David: I’ll give you the formula, and then I’ll speak it.

Andrew: Oh, I love that. Yes.

David: My formula is my name is, I am David Bullock calling from XYZ Company. We have a benefit. Well, actually it’s a feature that does this feature for you. Is that something that you want?

Andrew: OK.

David: Now, what you need is what you want. My name is David Bullock. I’m calling from XYZ Company. I have a piece of software that works with your database to reduce your cost and decrease [??] proliferation and it does that in a way that is measurable. Is that something that you want?

Andrew: I see.

David: Yes or no. If he says no, thank you very much, move on. If he says yes, because he heard it and his particular activating system says I need that, that’s something I’m looking for. I want something to reduce my cost and increase my profitability, and I know I have this thing called part proliferation. What I typically do is, I’m from manufacturing. I come from a manufacturing background. I know the problems in that particular area, that’s one of the things I find. People think they can go into areas that they don’t know anything about and be successful.

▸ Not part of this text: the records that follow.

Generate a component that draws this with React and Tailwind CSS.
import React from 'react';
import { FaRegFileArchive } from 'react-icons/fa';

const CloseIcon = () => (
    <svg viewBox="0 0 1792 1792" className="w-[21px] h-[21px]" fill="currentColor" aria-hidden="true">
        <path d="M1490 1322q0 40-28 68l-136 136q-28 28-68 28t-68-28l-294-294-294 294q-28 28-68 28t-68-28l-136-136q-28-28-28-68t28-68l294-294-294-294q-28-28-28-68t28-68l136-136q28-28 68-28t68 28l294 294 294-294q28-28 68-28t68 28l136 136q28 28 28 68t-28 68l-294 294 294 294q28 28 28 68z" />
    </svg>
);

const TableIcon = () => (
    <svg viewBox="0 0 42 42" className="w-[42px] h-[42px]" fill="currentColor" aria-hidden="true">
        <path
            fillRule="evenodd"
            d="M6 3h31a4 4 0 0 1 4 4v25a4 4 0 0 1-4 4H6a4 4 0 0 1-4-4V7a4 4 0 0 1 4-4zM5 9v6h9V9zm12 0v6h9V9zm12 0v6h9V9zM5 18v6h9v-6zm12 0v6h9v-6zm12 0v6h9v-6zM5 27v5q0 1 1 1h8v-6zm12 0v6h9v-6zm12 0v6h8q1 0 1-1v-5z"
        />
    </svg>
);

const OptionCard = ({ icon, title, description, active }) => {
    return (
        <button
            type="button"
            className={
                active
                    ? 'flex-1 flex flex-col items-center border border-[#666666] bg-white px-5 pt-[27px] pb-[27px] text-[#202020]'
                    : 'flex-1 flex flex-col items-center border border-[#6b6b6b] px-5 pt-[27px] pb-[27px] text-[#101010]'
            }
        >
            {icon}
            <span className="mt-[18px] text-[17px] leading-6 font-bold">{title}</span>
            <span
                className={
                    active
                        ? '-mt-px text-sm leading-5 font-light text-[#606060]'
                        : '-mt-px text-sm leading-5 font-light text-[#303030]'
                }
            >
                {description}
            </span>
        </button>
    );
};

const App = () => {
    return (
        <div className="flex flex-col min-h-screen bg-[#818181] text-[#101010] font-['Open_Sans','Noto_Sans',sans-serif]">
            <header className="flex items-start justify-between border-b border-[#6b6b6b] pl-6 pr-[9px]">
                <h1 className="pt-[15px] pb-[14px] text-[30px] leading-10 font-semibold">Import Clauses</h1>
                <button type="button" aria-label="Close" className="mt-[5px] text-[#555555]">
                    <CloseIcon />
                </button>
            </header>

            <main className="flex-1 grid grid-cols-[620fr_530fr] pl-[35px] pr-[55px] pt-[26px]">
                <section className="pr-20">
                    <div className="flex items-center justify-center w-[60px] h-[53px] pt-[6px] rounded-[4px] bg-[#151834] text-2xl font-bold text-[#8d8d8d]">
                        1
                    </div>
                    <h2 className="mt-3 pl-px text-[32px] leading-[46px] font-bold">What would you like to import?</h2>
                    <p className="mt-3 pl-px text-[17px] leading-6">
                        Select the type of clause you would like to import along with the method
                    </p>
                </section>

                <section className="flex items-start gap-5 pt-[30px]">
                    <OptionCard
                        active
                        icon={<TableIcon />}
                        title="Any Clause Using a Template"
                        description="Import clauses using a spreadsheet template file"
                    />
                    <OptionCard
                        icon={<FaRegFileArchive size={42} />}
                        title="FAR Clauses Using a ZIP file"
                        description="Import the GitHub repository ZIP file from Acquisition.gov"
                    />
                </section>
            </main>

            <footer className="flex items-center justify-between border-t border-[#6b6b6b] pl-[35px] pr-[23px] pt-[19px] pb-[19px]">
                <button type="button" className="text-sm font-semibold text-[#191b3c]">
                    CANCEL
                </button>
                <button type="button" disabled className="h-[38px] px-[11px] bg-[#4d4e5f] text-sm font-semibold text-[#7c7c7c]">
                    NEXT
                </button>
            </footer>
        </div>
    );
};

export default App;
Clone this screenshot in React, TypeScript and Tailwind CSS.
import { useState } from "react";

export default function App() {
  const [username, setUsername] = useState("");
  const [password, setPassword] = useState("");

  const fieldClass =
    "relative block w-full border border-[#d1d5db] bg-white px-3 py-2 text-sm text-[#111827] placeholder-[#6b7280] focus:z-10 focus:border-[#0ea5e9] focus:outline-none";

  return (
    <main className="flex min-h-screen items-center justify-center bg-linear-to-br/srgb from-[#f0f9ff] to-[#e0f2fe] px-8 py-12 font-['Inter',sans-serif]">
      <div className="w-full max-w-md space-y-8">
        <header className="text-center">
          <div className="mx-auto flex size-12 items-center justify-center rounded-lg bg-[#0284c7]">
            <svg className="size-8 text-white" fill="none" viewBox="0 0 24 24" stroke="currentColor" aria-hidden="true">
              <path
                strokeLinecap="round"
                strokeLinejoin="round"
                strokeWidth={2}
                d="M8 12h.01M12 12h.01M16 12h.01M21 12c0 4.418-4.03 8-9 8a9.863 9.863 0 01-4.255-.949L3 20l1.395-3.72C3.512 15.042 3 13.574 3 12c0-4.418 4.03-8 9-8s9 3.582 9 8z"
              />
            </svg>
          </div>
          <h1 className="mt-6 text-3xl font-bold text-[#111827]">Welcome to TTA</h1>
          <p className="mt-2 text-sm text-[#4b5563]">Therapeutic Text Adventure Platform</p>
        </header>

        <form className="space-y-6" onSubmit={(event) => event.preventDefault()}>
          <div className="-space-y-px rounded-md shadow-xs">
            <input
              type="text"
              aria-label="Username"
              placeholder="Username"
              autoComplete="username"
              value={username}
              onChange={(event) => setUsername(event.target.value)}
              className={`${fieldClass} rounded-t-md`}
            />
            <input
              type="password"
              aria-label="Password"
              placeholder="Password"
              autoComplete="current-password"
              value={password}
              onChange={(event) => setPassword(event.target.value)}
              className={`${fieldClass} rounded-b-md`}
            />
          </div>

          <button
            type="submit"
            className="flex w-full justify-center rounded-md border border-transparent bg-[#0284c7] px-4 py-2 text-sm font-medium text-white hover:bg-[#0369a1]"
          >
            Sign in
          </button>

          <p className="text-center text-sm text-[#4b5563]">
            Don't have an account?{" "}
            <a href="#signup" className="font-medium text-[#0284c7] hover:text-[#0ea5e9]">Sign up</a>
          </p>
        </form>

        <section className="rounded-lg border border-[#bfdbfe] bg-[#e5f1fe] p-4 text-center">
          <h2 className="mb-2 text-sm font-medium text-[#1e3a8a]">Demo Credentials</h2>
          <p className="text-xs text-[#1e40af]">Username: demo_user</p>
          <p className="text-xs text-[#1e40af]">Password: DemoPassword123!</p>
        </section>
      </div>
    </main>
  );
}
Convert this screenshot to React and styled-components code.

If you look at the richest man in Babylon which is a book by George Gleason from way back, don’t invest in areas that you don’t have any knowledge of. If you’re not going to invest in a place you don’t have any knowledge of, how can you sell into and be valuable in a place you have no knowledge of. It doesn’t work.

Andrew: I see. OK. All right. Now, I can see how this would work for any business in my audience or. For example, the founder of Spring Metrics may call up and say, “Hi, my name is Doug. I’m the founder of Spring Metrics. I can help you figure out where your best customers are coming from so that you can double your conversion rates without any software knowledge. Are you interested in that?” Boom! I just made this up on the spot. I’m sure that Doug could do a much better job.

David: Don’t use interested. Interested is a bad word.

Andrew: Oh, what’s the word?

David: Is that something that you want?

Andrew: Oh, is that something that you want. Why is interested… I thought interested because it was less of a commitment. Want made the other person feel like he had to sign up for this right now. Do you want this? Why? I’m explaining my psychology, but what’s wrong? Tell me the right psychology. What’s the right approach? Why does it wok, I mean?

David: In sales, people buy what they want. So, you ask them, is that something that you want? If they actually want it, they know why they want it. You don’t have to give them any reasons for it.

Andrew: I see.

David: You move them forward. And again, this is ales from e-101. There’s a book out there called “High Probability Selling” written by a guy named Jacques Werth. Jacques was my mentor in sales. Jacques went and tracked 350 different sales people for so many years, and he honed in on exactly what they say and how they moved their sales methodology. And from that, these are the words because what you say is not a script, but if you do it this way, you enter into a sales conversation that is honest, without commitment, and you can move them forward.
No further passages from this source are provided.